-- Information shown start --

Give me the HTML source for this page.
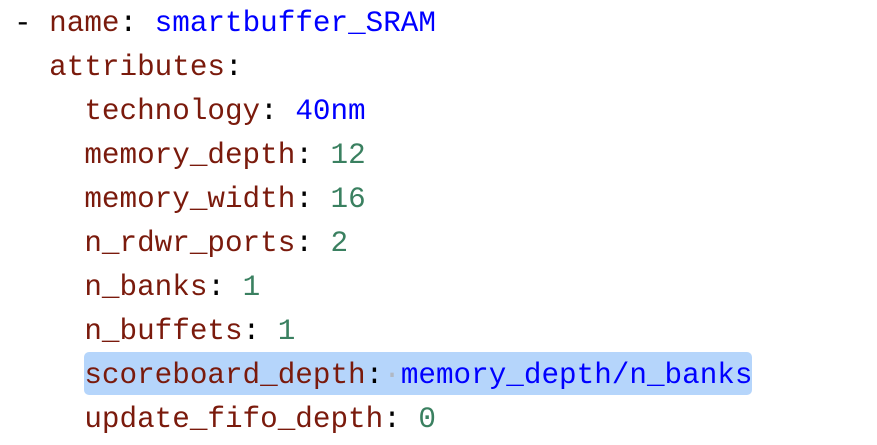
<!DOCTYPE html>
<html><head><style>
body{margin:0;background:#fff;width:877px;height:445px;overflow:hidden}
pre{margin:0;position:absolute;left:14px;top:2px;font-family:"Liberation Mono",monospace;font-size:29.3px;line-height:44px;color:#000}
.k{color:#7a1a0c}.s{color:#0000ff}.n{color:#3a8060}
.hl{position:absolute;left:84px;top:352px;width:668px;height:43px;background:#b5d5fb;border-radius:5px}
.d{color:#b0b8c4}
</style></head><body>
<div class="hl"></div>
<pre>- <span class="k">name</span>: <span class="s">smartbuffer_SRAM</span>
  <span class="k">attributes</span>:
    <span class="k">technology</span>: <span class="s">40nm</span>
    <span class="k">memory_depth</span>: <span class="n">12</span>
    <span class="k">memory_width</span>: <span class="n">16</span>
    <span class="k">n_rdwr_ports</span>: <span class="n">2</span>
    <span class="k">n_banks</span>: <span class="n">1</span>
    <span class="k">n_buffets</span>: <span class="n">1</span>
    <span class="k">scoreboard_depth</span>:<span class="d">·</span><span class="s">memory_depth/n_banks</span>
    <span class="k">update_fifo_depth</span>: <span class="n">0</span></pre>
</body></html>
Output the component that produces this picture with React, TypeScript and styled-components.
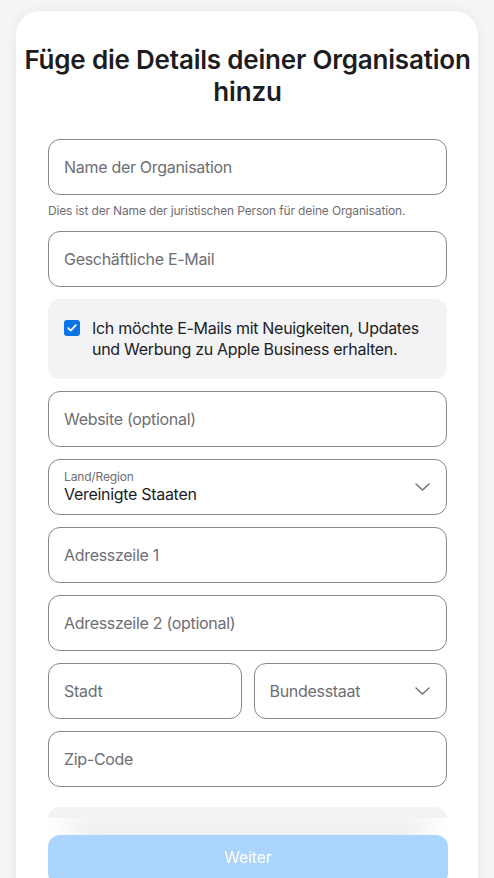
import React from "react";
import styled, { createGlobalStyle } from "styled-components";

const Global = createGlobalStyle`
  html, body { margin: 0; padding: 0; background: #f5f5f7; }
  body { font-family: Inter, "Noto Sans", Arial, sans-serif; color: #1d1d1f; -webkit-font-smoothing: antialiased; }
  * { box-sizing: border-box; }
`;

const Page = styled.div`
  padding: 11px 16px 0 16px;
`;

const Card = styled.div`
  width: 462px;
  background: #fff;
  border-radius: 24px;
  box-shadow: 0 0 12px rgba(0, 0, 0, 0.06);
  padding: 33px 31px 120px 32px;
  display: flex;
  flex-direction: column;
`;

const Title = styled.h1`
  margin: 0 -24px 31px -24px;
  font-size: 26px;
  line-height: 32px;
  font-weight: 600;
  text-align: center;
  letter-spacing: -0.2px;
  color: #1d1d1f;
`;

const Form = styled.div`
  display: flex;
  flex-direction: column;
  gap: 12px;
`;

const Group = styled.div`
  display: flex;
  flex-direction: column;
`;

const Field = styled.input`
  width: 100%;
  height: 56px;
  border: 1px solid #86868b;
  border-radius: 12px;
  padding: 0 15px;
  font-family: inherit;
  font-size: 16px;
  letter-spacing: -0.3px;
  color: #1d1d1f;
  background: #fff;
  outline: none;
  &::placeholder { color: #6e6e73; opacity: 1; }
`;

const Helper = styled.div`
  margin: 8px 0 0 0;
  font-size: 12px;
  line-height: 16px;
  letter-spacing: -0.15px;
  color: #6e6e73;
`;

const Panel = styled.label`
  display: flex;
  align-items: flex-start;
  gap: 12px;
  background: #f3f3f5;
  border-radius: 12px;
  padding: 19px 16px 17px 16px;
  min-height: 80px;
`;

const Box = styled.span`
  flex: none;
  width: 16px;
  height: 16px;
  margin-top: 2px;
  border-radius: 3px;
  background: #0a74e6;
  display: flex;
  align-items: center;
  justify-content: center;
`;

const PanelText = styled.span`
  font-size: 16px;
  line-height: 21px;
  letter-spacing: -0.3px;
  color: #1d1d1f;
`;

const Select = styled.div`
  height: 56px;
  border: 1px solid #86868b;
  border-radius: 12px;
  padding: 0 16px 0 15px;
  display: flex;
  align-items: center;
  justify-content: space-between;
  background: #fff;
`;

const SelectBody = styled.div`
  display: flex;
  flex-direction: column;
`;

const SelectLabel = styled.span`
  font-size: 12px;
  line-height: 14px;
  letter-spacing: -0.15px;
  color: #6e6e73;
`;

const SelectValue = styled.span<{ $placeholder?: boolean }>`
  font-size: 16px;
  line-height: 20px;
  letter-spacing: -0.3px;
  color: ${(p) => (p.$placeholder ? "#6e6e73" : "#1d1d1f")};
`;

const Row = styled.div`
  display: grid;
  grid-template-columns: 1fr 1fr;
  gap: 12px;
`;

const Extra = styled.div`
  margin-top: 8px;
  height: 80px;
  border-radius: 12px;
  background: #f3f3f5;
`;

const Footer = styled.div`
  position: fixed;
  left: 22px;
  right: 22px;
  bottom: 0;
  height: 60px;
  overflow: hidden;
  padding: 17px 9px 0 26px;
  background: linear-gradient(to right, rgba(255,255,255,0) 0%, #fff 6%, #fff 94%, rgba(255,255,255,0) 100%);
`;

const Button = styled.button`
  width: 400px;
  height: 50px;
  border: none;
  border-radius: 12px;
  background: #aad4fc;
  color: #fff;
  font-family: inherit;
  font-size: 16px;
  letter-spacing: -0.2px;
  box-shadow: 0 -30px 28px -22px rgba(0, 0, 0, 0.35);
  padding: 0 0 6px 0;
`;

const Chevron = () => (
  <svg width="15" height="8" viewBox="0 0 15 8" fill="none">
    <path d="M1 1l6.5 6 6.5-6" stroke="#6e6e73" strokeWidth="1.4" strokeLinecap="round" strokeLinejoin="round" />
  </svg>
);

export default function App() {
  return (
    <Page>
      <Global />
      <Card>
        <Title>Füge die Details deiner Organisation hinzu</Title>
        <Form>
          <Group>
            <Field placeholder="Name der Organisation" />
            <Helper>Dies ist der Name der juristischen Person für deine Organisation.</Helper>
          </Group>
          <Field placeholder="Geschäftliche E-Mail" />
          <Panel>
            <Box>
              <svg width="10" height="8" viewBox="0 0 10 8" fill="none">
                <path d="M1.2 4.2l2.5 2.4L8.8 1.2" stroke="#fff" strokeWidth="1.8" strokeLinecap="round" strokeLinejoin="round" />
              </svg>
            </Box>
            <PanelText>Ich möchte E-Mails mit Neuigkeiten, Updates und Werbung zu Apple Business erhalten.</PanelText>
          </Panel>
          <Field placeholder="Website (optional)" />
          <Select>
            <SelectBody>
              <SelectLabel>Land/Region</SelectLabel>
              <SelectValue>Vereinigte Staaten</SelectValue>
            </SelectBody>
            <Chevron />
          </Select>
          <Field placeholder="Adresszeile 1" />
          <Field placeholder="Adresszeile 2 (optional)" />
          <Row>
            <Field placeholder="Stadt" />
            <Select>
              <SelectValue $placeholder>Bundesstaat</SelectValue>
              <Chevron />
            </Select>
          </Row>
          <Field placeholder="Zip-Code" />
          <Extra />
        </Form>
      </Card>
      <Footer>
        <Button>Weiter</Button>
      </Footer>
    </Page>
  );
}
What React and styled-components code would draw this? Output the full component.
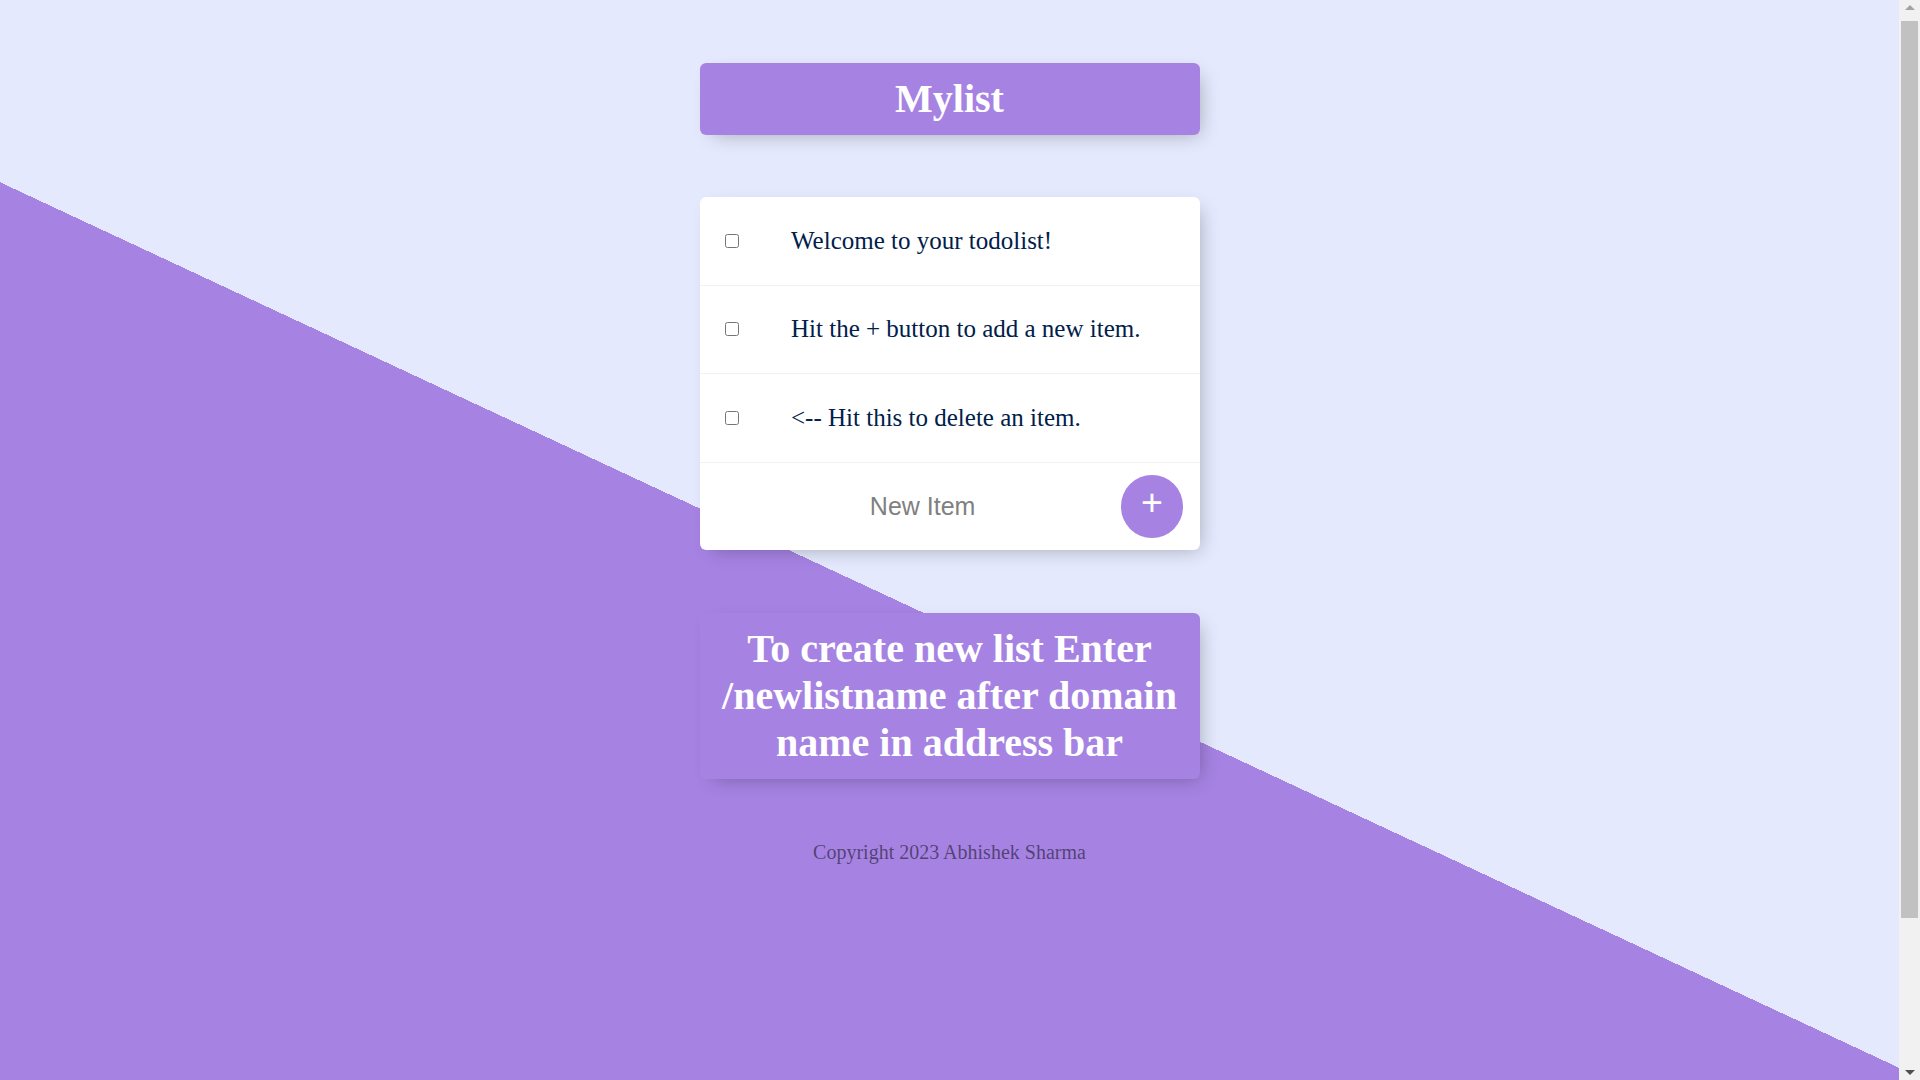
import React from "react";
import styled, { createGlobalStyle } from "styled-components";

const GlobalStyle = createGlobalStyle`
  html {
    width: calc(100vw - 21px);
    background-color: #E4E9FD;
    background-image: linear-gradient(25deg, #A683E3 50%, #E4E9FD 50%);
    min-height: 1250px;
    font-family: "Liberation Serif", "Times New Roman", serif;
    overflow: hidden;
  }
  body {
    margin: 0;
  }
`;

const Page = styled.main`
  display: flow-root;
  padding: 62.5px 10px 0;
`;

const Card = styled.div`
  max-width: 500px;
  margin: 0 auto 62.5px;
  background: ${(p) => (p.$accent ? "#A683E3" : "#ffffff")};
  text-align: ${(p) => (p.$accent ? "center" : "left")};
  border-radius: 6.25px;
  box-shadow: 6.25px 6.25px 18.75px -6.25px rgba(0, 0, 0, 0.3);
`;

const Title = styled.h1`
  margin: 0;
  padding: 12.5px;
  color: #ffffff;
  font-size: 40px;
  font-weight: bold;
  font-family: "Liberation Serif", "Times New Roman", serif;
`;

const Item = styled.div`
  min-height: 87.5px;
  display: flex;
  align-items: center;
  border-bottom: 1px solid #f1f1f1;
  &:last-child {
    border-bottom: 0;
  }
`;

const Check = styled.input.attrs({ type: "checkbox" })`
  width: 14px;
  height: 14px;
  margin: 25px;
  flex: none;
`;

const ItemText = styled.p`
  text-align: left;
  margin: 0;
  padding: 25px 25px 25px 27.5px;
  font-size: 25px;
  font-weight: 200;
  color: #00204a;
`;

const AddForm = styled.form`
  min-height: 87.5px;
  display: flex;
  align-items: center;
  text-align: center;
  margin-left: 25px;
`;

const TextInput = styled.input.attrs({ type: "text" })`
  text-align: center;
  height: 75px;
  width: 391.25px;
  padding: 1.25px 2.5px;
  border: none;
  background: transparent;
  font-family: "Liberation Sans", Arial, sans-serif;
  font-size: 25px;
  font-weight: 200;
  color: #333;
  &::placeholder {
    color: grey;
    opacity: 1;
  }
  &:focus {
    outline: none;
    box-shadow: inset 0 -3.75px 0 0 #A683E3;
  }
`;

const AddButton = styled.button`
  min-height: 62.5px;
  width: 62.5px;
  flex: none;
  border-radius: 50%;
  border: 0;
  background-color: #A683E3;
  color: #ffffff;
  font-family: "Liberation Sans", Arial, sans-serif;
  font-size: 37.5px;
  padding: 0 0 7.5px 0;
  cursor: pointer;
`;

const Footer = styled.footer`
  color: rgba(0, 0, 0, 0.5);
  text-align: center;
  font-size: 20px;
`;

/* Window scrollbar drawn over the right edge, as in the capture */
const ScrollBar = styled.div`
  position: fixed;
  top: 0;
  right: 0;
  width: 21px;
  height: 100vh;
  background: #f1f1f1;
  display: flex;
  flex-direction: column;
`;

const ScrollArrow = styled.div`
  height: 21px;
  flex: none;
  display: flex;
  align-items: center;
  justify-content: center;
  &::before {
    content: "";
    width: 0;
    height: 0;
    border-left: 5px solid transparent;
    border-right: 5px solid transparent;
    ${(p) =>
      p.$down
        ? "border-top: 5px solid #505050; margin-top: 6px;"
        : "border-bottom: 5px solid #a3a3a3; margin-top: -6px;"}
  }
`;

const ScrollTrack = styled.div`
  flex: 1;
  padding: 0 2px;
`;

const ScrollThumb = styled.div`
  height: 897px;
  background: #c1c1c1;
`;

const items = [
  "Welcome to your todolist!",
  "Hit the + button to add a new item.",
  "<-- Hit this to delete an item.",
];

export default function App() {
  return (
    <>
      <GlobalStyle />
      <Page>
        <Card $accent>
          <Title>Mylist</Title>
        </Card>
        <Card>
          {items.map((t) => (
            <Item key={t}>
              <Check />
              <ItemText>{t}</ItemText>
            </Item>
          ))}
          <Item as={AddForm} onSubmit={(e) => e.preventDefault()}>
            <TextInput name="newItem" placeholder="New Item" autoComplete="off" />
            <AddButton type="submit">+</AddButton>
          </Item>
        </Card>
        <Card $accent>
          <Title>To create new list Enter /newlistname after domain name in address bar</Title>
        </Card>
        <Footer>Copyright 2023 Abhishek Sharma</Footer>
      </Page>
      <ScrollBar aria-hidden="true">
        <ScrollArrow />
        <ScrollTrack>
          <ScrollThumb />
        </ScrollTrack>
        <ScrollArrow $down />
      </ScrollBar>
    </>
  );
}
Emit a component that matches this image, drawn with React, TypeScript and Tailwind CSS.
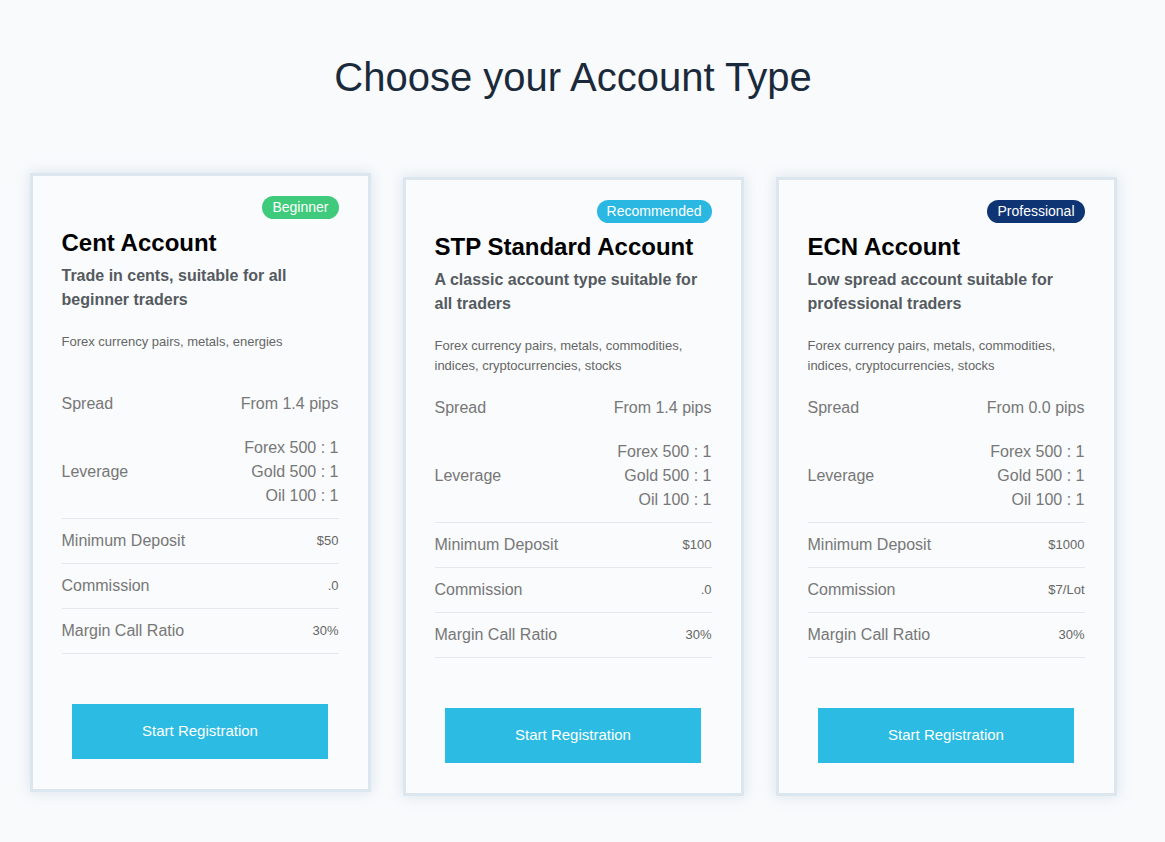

-- Information shown end --

Every line of the listing that holds "image" is to be counted; give only the resulting number.

2